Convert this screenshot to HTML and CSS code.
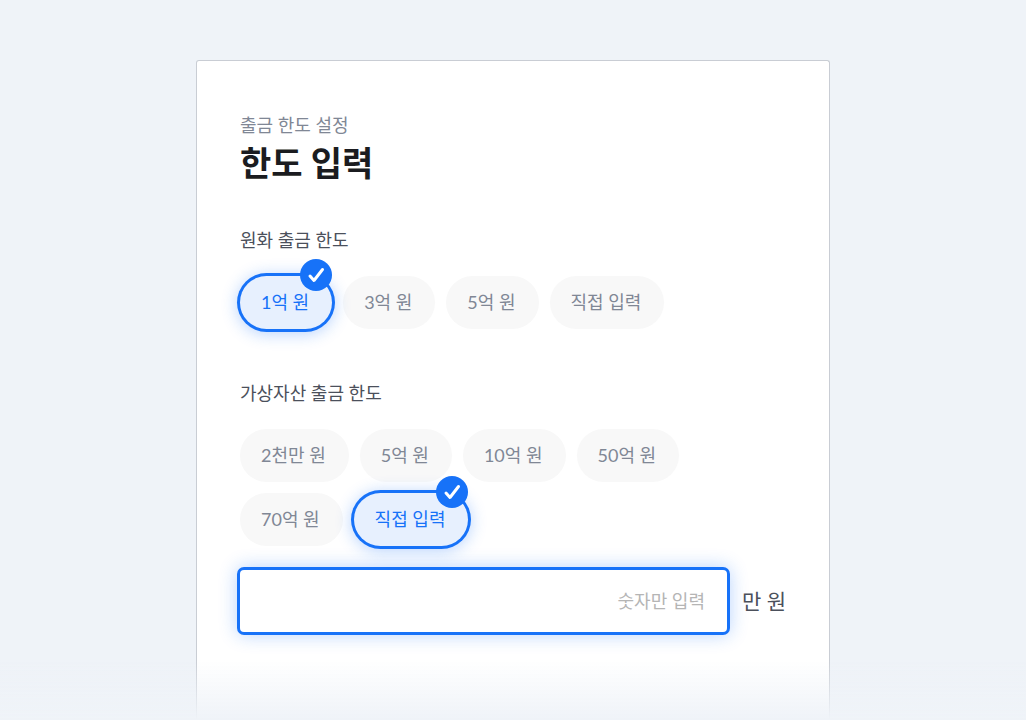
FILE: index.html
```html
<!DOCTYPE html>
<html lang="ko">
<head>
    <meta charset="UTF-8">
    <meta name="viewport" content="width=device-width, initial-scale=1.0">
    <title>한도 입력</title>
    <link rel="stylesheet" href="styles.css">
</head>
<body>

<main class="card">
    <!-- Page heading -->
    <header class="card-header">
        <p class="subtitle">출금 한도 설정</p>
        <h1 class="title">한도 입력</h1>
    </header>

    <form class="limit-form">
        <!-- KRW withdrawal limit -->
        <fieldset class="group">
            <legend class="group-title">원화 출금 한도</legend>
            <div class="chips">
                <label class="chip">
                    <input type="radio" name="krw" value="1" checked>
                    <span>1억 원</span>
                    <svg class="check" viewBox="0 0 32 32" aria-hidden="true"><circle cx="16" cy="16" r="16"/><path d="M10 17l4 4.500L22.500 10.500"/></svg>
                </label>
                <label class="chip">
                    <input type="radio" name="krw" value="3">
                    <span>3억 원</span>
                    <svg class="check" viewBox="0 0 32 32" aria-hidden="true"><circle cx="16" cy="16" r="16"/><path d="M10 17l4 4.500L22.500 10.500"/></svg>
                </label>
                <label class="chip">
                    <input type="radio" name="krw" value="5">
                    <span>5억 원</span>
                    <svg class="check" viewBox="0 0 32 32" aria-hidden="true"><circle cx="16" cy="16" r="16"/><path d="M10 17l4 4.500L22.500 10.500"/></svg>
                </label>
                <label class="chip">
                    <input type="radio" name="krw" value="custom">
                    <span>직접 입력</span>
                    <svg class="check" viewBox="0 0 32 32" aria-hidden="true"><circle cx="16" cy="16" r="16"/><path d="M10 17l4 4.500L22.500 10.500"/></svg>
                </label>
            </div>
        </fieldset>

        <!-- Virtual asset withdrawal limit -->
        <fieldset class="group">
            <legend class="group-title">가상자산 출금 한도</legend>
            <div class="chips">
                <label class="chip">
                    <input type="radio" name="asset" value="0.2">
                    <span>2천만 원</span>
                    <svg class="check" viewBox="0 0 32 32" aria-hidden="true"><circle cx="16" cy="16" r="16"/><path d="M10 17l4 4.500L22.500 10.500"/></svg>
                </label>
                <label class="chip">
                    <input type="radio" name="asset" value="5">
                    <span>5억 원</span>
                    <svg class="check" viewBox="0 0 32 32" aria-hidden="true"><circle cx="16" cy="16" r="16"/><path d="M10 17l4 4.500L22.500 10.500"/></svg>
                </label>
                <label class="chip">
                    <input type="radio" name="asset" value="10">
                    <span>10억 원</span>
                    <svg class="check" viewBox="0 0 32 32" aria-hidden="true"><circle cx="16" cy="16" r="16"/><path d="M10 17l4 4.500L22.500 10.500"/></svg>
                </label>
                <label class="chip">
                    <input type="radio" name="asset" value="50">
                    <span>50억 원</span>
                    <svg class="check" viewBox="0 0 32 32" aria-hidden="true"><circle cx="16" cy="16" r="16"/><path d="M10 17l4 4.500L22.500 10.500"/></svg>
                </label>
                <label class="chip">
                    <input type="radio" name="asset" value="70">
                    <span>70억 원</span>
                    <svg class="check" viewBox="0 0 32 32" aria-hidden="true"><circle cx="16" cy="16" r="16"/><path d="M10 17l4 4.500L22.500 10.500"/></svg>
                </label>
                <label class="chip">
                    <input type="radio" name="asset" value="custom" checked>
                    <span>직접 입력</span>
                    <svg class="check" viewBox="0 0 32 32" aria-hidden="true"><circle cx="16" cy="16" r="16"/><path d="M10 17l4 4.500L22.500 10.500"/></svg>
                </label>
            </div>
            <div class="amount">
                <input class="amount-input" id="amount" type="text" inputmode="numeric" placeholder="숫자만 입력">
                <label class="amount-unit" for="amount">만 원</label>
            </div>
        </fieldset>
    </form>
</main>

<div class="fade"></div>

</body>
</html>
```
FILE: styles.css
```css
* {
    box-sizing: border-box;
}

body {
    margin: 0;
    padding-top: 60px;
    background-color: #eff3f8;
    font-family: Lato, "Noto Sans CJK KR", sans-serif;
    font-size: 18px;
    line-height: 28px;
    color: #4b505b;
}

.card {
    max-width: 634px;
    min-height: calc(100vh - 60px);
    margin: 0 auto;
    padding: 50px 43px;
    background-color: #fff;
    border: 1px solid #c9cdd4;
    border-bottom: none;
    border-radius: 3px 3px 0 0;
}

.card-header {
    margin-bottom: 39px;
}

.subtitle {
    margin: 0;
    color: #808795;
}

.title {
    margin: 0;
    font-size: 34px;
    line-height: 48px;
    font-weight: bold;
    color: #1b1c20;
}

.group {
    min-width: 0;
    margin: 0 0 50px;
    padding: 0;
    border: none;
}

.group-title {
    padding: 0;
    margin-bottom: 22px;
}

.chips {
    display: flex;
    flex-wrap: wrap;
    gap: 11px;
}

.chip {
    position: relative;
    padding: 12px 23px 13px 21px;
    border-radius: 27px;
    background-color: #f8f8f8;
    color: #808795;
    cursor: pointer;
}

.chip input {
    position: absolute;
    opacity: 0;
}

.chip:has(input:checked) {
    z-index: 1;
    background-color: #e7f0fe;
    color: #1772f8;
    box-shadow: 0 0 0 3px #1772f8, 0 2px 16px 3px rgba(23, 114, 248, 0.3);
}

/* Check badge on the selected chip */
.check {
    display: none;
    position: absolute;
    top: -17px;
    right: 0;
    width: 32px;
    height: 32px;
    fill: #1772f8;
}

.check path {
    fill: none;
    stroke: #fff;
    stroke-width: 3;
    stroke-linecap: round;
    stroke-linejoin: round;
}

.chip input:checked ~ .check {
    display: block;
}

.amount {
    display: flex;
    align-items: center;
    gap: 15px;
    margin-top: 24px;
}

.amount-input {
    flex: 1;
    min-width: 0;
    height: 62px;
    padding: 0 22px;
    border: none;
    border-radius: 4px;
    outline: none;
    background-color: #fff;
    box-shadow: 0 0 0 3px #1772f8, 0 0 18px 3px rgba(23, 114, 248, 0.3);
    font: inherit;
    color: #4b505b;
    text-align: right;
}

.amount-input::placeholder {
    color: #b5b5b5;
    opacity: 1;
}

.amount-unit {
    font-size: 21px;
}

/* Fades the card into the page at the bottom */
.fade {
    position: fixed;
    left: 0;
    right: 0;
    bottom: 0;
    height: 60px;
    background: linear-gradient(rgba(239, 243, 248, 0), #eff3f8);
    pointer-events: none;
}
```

--

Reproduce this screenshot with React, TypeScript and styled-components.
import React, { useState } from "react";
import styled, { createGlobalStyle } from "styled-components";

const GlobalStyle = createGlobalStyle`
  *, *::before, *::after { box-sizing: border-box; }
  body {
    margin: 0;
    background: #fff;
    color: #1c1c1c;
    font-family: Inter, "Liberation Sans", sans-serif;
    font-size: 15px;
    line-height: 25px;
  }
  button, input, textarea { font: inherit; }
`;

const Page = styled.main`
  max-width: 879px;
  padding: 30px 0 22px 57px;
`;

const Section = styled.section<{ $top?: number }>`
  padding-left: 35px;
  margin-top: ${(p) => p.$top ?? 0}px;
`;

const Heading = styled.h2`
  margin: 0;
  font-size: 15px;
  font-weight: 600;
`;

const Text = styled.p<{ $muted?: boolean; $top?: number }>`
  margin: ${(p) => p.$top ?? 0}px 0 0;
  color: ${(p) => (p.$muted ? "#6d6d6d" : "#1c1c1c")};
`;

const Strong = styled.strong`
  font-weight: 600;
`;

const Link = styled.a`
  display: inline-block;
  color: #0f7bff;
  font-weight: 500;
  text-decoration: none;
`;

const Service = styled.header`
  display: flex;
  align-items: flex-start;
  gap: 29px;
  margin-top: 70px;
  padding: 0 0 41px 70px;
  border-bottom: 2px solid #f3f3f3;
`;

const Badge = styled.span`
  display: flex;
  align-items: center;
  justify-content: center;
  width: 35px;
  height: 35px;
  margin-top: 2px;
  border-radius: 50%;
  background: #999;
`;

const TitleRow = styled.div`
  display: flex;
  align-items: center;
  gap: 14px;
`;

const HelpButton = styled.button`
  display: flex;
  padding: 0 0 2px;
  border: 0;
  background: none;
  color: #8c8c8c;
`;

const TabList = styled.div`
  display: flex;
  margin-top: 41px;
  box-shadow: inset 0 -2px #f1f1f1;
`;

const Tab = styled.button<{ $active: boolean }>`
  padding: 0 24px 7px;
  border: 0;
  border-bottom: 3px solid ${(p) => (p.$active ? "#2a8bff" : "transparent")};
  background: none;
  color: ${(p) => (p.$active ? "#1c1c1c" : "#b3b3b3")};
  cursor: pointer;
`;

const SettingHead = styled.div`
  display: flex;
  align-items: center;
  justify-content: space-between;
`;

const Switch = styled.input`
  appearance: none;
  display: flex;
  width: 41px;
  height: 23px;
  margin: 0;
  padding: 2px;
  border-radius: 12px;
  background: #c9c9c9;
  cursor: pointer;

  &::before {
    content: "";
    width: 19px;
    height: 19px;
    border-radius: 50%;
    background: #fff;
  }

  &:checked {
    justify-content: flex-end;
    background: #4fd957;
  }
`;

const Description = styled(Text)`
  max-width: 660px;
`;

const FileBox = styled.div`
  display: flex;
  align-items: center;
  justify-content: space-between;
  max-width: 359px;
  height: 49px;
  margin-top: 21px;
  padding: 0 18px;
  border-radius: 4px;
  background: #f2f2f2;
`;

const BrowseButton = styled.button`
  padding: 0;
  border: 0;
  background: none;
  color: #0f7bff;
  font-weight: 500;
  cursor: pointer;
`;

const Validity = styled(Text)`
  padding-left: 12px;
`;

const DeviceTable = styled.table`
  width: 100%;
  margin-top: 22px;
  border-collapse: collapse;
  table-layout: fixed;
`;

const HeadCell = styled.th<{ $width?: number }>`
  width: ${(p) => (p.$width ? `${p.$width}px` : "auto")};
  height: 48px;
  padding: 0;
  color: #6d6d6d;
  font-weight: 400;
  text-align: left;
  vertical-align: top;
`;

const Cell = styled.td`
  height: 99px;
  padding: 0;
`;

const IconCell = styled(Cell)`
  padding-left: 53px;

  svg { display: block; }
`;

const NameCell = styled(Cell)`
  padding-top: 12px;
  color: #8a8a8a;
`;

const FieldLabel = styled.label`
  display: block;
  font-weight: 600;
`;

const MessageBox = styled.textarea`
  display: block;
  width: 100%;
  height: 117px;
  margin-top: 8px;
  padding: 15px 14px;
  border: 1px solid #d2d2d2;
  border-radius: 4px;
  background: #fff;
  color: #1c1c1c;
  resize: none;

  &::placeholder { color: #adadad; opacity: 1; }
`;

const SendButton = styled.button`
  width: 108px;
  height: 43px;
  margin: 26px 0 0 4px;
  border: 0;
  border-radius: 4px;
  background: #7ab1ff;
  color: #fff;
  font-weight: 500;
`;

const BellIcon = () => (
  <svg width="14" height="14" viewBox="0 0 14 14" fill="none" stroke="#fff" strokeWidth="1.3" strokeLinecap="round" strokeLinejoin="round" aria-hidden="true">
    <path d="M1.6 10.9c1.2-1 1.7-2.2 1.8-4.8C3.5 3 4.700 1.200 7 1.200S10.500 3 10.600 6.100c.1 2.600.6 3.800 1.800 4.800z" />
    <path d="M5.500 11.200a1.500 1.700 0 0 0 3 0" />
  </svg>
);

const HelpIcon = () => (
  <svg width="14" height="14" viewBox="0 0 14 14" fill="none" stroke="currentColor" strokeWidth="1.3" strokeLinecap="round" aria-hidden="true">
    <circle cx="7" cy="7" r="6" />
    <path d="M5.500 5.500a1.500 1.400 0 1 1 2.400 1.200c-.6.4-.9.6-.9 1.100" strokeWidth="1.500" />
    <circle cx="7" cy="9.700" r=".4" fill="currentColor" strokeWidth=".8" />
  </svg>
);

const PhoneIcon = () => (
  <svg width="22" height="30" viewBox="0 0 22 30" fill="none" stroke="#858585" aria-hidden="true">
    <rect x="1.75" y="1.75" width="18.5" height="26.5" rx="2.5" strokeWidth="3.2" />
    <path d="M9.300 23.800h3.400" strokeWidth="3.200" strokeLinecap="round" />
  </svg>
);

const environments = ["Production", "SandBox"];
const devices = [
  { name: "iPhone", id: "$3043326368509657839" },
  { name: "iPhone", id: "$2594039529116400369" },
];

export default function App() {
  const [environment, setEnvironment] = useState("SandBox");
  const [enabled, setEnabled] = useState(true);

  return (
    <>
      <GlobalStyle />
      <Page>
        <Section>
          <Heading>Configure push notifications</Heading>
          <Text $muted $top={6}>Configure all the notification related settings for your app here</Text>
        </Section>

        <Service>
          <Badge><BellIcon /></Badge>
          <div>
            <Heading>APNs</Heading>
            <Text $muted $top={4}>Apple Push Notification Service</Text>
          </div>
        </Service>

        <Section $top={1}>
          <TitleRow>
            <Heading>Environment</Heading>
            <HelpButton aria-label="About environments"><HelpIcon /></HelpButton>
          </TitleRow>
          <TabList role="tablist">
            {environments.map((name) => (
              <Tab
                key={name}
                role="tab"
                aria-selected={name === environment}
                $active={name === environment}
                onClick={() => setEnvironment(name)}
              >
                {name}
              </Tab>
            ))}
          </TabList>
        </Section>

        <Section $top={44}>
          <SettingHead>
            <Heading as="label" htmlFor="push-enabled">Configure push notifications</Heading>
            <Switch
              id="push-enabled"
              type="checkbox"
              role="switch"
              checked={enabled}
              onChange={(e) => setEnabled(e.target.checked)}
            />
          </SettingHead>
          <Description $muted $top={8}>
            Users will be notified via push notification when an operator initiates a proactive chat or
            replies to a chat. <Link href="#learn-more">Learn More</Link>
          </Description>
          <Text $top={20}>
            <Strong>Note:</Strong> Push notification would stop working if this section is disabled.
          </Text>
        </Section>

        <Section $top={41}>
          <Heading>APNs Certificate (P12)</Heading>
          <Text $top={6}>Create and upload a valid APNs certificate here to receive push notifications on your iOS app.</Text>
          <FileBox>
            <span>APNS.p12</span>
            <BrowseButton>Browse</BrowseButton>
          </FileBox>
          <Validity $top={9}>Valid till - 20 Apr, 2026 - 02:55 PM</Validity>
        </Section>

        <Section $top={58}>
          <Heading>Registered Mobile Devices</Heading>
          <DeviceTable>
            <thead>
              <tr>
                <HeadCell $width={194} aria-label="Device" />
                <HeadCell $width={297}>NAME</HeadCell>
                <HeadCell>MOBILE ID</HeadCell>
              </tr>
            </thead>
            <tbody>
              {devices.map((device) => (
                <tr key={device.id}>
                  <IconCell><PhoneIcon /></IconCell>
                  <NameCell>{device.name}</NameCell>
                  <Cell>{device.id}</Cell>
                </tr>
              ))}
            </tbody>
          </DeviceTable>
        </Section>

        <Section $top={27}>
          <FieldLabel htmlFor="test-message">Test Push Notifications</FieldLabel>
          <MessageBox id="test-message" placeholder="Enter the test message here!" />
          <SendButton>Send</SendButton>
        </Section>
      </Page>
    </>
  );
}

Objective: Copy each line of the listing that includes "components".

Exercise result:
Reproduce this screenshot with React, TypeScript and styled-components.
import styled, { createGlobalStyle } from "styled-components";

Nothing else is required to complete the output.